Historia del vino en Chile

El camino recorrido por nuestro país para ser hoy uno de los principales exportadores de vino a nivel mundial, comenzó casi al mismo tiempo que su conquista a manos de los españoles. Las tierras chilenas – dueñas de un clima privilegiado - se convirtieron en un lugar excepcional para cultivar las semillas de vid traídas por los europeos.   A mediados del siglo XIX, cuando gracias a la bonanza económica los hombres de negocios vieron en Francia un modelo a seguir, y las familias adineradas viajaron a Europa a explorar vinos y castillos. Emocionados por la posibilidad de replicarlos trajeron una selección de los más finos “injertos” a Chile, solo un par de décadas antes de la gran plaga de filoxera en el Viejo Mundo, parásito que arrasó viñedos completos.   En Chile estos injertos crecieron en su “propia raíz” y se convirtieron, sin quererlo, en un material genético muy valioso para el futuro, en especial porque permitió que el Carmenere - cepa casi extinta - se desarrollara de manera oculta por más de un siglo entre las cepas de Merlot.

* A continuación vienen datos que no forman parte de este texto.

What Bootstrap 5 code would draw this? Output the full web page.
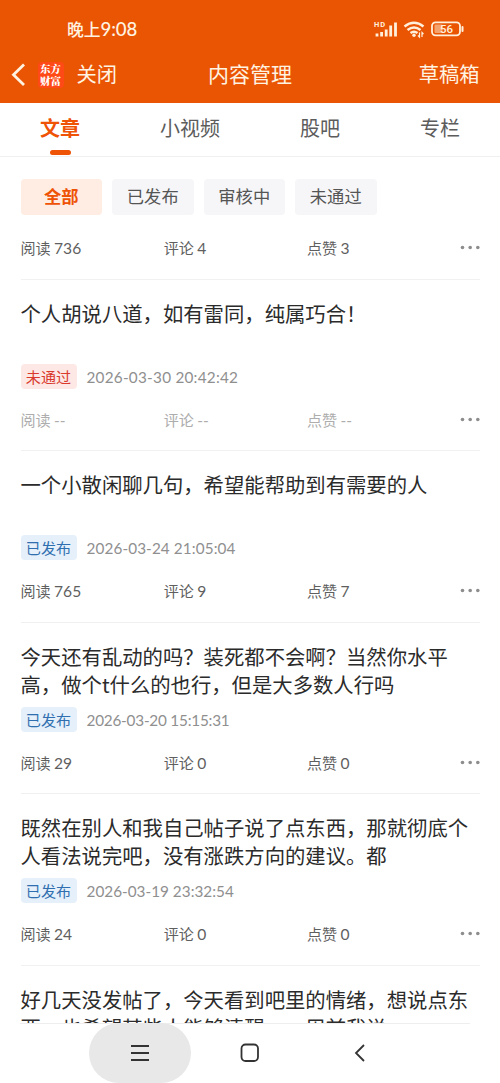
<!DOCTYPE html>
<html lang="zh-CN">
<head>
<meta charset="utf-8">
<meta name="viewport" content="width=device-width, initial-scale=1">
<title>内容管理</title>
<link href="https://cdn.jsdelivr.net/npm/bootstrap@5.3.0/dist/css/bootstrap.min.css" rel="stylesheet">
<style>
  body { font-family: "Noto Sans CJK SC", sans-serif; color: #2b2b2b; background: #fff; }
  .screen { height: 1083px; }
  .app-top { background: #ea5504; color: #fff3e2; height: 103px; flex: none; }
  .status { height: 46px; padding: 12px 35px 0 67px; font-size: 16.8px; line-height: 34px; font-weight: 500; }
  .clock-num { font-family: Lato, sans-serif; font-size: 18.6px; letter-spacing: -.1px; }
  .titlebar { height: 57px; padding: 0 20.5px 0 11px; font-size: 20.3px; line-height: 56px; }
  .titlebar > span { margin-top: -3px; }
  .app-logo { width: 26px; height: 26px; background: #ff4a17; border-radius: 4px; font: 900 10.5px/12px "Noto Serif CJK SC", "Noto Sans CJK SC", serif; color: #fff; padding-top: 1px; margin: 0 13px 0 12.5px; }
  .app-logo > div { height: 12px; }
  .tabs { height: 54px; flex: none; border-bottom: 1.5px solid #f0f0f0; font-size: 20px; line-height: 50px; color: #5c5c5c; }
  .tab-on { color: #ee5306; font-weight: 700; }
  .tab-on::after { content: ""; position: absolute; left: 50px; bottom: 1px; width: 21px; height: 5px; border-radius: 3px; background: #ee5306; }
  .filters { gap: 10px; padding: 22px 20.5px 0; }
  .chip { width: 81.5px; height: 36px; border-radius: 4px; background: #f6f6f8; color: #555; font-size: 17.3px; line-height: 34px; }
  .chip-on { background: #ffece2; color: #ee5306; font-weight: 700; }
  .feed { padding: 0 20px 0 20.5px; min-height: 0; }
  .post { height: 171.5px; border-top: 1.5px solid #f1f1f1; padding-top: 19px; flex: none; }
  .post-title { font-size: 20.35px; line-height: 28px; height: 65px; white-space: nowrap; }
  .state { width: 56px; height: 25px; border-radius: 4px; font-size: 15.1px; line-height: 24px; margin-right: 10px; }
  .state-ok { background: #e5f0fa; color: #2f6fb0; }
  .state-no { background: #fde8e6; color: #d93a2c; }
  .when { font-family: Lato, sans-serif; font-size: 15.3px; height: 25px; line-height: 27px; letter-spacing: .24px; color: #8f8f8f; }
  .stats { font-size: 15.1px; line-height: 24px; color: #5f5f5f; }
  .post .stats { margin-top: 18px; }
  .stats > span { width: 143.2px; }
  .stats b { font: 400 15.6px/20px Lato, sans-serif; }
  .stats.dim > span { color: #adadad; }
  .more { fill: #8d8d8d; }
  .first { height: 63.500px; padding-top: 20px; flex: none; }
  .sysnav { height: 60px; flex: none; background: #fff; padding-left: 89px; }
  .sysnav::before { content: ""; position: absolute; top: 0; left: 20px; right: 30px; height: 1px; background: #eee; }
  .pill { width: 102px; height: 60px; border-radius: 30px; background: #e8e8e8; z-index: 1; }
</style>
</head>
<body>
<div class="screen d-flex flex-column overflow-hidden">
  <header class="app-top">
    <div class="status d-flex justify-content-between">
      <span>晚上<span class="clock-num">9:08</span></span>
      <svg width="92" height="20" viewBox="0 0 92 20" style="margin-top:7px" fill="none" stroke="#fff0dc">
        <text x="1" y="8" font-family="Roboto" font-size="7.500" font-weight="700" fill="#fff0dc" stroke="none" textLength="11">HD</text>
        <path d="M4 14.500v3M8.600 13v4.500M13.200 10.500v7M17.700 6.500v11M22.500 3.500v14" stroke-width="2.800"/>
        <path d="M31.500 7.500q9.500-7.500 19 0M34.500 11q6.500-5 13 0M37.500 14q3.500-2.500 7 0" stroke-width="2.400"/>
        <circle cx="41" cy="16.300" r="1.700" fill="#fff0dc" stroke="none"/>
        <path d="M46.500 13.500v4.500l-1.500-1.500M49 18v-4.500l1.500 1.500" stroke-width="1.200"/>
        <rect x="59" y="3.300" width="28" height="13" rx="3.500" stroke-width="1.800"/>
        <rect x="61.500" y="5.500" width="8" height="8.500" rx="1" fill="#f5a36c" stroke="none"/>
        <path d="M89.500 8v4" stroke-width="2" stroke-linecap="round"/>
        <text x="67" y="14" font-family="Roboto" font-size="11.500" font-weight="500" fill="#fff0dc" stroke="none">56</text>
      </svg>
    </div>
    <div class="titlebar d-flex align-items-center position-relative">
      <svg width="14" height="24" viewBox="0 0 14 24" fill="none" stroke="#fff3e2" stroke-width="2.800"><path d="M13 1.500L2.500 11.800 13 22"/></svg>
      <div class="app-logo text-center"><div>东方</div><div>财富</div></div>
      <span>关闭</span>
      <span class="position-absolute start-50 translate-middle-x text-nowrap" style="font-size:21px">内容管理</span>
      <span class="ms-auto">草稿箱</span>
    </div>
  </header>
  <nav class="tabs d-flex text-center">
    <div class="tab-on position-relative" style="width:120px">文章</div>
    <div style="width:140px">小视频</div>
    <div style="width:120px">股吧</div>
    <div style="width:120px">专栏</div>
  </nav>
  <div class="filters d-flex text-center">
    <div class="chip chip-on">全部</div><div class="chip">已发布</div><div class="chip">审核中</div><div class="chip">未通过</div>
  </div>
  <main class="feed flex-grow-1 overflow-hidden d-flex flex-column">
    <div class="first"><div class="stats d-flex"><span>阅读 <b>736</b></span><span>评论 <b>4</b></span><span>点赞 <b>3</b></span><svg class="more ms-auto" width="20" height="24"><circle cx="2.500" cy="12.500" r="1.800"/><circle cx="10.200" cy="12.500" r="1.800"/><circle cx="17.800" cy="12.500" r="1.800"/></svg></div></div>
    <article class="post">
      <div class="post-title">个人胡说八道，如有雷同，纯属巧合！</div>
      <div class="d-flex"><span class="state state-no text-center">未通过</span><span class="when">2026-03-30 20:42:42</span></div>
      <div class="stats dim d-flex"><span>阅读 <b>--</b></span><span>评论 <b>--</b></span><span>点赞 <b>--</b></span><svg class="more ms-auto" width="20" height="24"><circle cx="2.500" cy="12.500" r="1.800"/><circle cx="10.200" cy="12.500" r="1.800"/><circle cx="17.800" cy="12.500" r="1.800"/></svg></div>
    </article>
    <article class="post">
      <div class="post-title">一个小散闲聊几句，希望能帮助到有需要的人</div>
      <div class="d-flex"><span class="state state-ok text-center">已发布</span><span class="when" style="letter-spacing:.1px">2026-03-24 21:05:04</span></div>
      <div class="stats d-flex"><span>阅读 <b>765</b></span><span>评论 <b>9</b></span><span>点赞 <b>7</b></span><svg class="more ms-auto" width="20" height="24"><circle cx="2.500" cy="12.500" r="1.800"/><circle cx="10.200" cy="12.500" r="1.800"/><circle cx="17.800" cy="12.500" r="1.800"/></svg></div>
    </article>
    <article class="post">
      <div class="post-title">今天还有乱动的吗？装死都不会啊？当然你水平<br>高，做个t什么的也行，但是大多数人行吗</div>
      <div class="d-flex"><span class="state state-ok text-center">已发布</span><span class="when" style="letter-spacing:-.22px">2026-03-20 15:15:31</span></div>
      <div class="stats d-flex"><span>阅读 <b>29</b></span><span>评论 <b>0</b></span><span>点赞 <b>0</b></span><svg class="more ms-auto" width="20" height="24"><circle cx="2.500" cy="12.500" r="1.800"/><circle cx="10.200" cy="12.500" r="1.800"/><circle cx="17.800" cy="12.500" r="1.800"/></svg></div>
    </article>
    <article class="post">
      <div class="post-title">既然在别人和我自己帖子说了点东西，那就彻底个<br>人看法说完吧，没有涨跌方向的建议。都</div>
      <div class="d-flex"><span class="state state-ok text-center">已发布</span><span class="when" style="letter-spacing:.01px">2026-03-19 23:32:54</span></div>
      <div class="stats d-flex"><span>阅读 <b>24</b></span><span>评论 <b>0</b></span><span>点赞 <b>0</b></span><svg class="more ms-auto" width="20" height="24"><circle cx="2.500" cy="12.500" r="1.800"/><circle cx="10.200" cy="12.500" r="1.800"/><circle cx="17.800" cy="12.500" r="1.800"/></svg></div>
    </article>
    <article class="post">
      <div class="post-title">好几天没发帖了，今天看到吧里的情绪，想说点东<br>西，也希望某些人能够清醒，一周前我说</div>
    </article>
  </main>
  <footer class="sysnav d-flex align-items-center position-relative">
    <div class="pill d-flex align-items-center justify-content-center">
      <svg width="18" height="18" stroke="#333" stroke-width="1.800"><path d="M0 2h18M0 9h18M0 16h18"/></svg>
    </div>
    <svg width="20" height="20" style="margin-left:49px" fill="none" stroke="#333" stroke-width="1.800"><rect x="1.500" y="1.500" width="16.500" height="16.500" rx="4"/></svg>
    <svg width="12" height="20" style="margin-left:94px" fill="none" stroke="#333" stroke-width="1.800"><path d="M10 2L2 10l8 8"/></svg>
  </footer>
</div>
<script src="https://cdn.jsdelivr.net/npm/bootstrap@5.3.0/dist/js/bootstrap.bundle.min.js"></script>
</body>
</html>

Un momento relevante en la historia del vino chileno ocurrió a comienzos de 1980, cuando el fabricante español Miguel Torres llegó al país y modernizó la producción vitivinícola: fue el primero en instalar tanques de acero inoxidable y barriles de roble francés para transformar los procesos de producción. Su ejemplo fue seguido por los fabricantes chilenos, lo que produjo una explosión de nuevas plantaciones y el crecimiento constante en la exportación de vinos. Actualmente los enólogos y viticultores trabajan unidos observando el suelo y las estrellas, para obtener la mejor fruta posible. Juntos también han descubierto nuevas áreas de cultivo, escalando alto en las montañas de los Andes, buscando frescura en la Cordillera de la Costa e incluso en las regiones más extremas del norte y sur del país. El objetivo es solo uno: dar a nuestros vinos un sello de origen único.